Isso não quer dizer que seja gostoso. Todos se lembram da sensação infantil de soltar-se da mão da mãe na multidão. É horrível. Estar perdido na vida adulta pode reviver a mesma aflição. A gente olha em volta e não sabe para onde prosseguir. Não sabe nem para onde quer ir. Não há ninguém capaz de nos acolher e orientar. A confusão é assustadora e pode durar um tempo enorme. Ao contrário das crianças, os adultos não choram pedindo ajuda. E, mesmo quando o fazem, outros adultos não vêm correndo para abraçar e socorrer. Sentir-se sozinho parece ser parte inseparável da sensação de estar perdido.
Ainda bem que não é o fim do mundo. Embora o mundo adore os práticos e trate melhor quem avança em linha reta, a falta de rumo pode ser apaixonante. Seres humanos perdidos costumam ser transparentes e sinceros, além de surpreendentes. A fragilidade da sua condição lhes confere uma espécie de humanidade explícita, que pode ser muito sedutora. Se a pessoa não tem um plano detalhado para a própria vida, está aberta a grandes e pequenas aventuras. Pode viajar, pode se apaixonar, pode mudar de ideia radicalmente. Pode jogar tudo para o ar e começar do zero – em outro país, em outra companhia, em outra profissão, em outro plano.
Mesmo os moderadamente perdidos costumam ser mais interessantes do que os que andam pela vida com GPS ligado. Esses, francamente, costumam ser chatos, enquanto as pessoas que sofrem, hesitam e se confundem são capazes de despertar compaixão e empatia. É mais fácil amá-las – eu acho – porque a gente se percebe nelas. Elas verbalizam os medos que os outros escondem e fazem perguntas a si mesmas que os demais têm vergonha de fazer. Eu sou feliz? Eu tenha certeza? É realmente isso que eu desejo?

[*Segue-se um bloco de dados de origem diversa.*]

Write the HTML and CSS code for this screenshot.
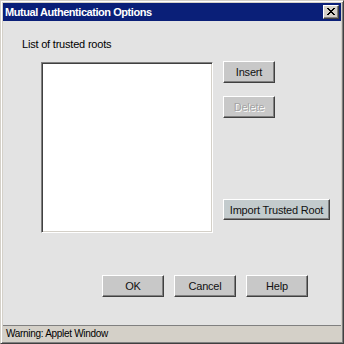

Quando a gente se envolve com gente assim, é convidado a entrar num mundo que sacode e suspira, e que, frequentemente, tem os olhos cheios de lágrimas. Nele há longas conversas noturnas, sexo apaixonado e necessidade de abraçar e cuidar. Existe também o risco de que amanhã cedo sua pessoa perdida se levante e anuncie a partida, movida por uma inquietação aguda e inefável que exige apenas uma coisa: mudança. O que fazer?
Tudo isso parece levemente insano, mas, num mundo estropiado como é o nosso, os perdidos podem estar certos. Como é possível ter clareza e direção em meio ao caos que nos circunda, lendo as coisas assustadoras que lemos nos jornais? Talvez haja algo de errado com quem não sente estar perdido e simplesmente avança, como se o mundo não estivesse chacoalhando ao redor. Os que têm certeza talvez sejam esquisitos.
Isso nos traz naturalmente de volta aos buscadores. Num mundo de mentiras e autoengano, eles são de alguma forma especiais, porque admitem estar sem rumo e desorientados. Fazem disso a sua plataforma de largada. É provável que, assim como o resto de nós, eles não cheguem a lugar nenhum – mas ao menos terão tentado. Não é certo que a vida faça sentido e que haja nela algum propósito. Mas tampouco é certo que sejao contrário. Talvez a vida seja aquilo que a gente escolhe fazer dela: um bolinho de arroz, um filho de cabelos crespos, um beijo no escuro da barricada.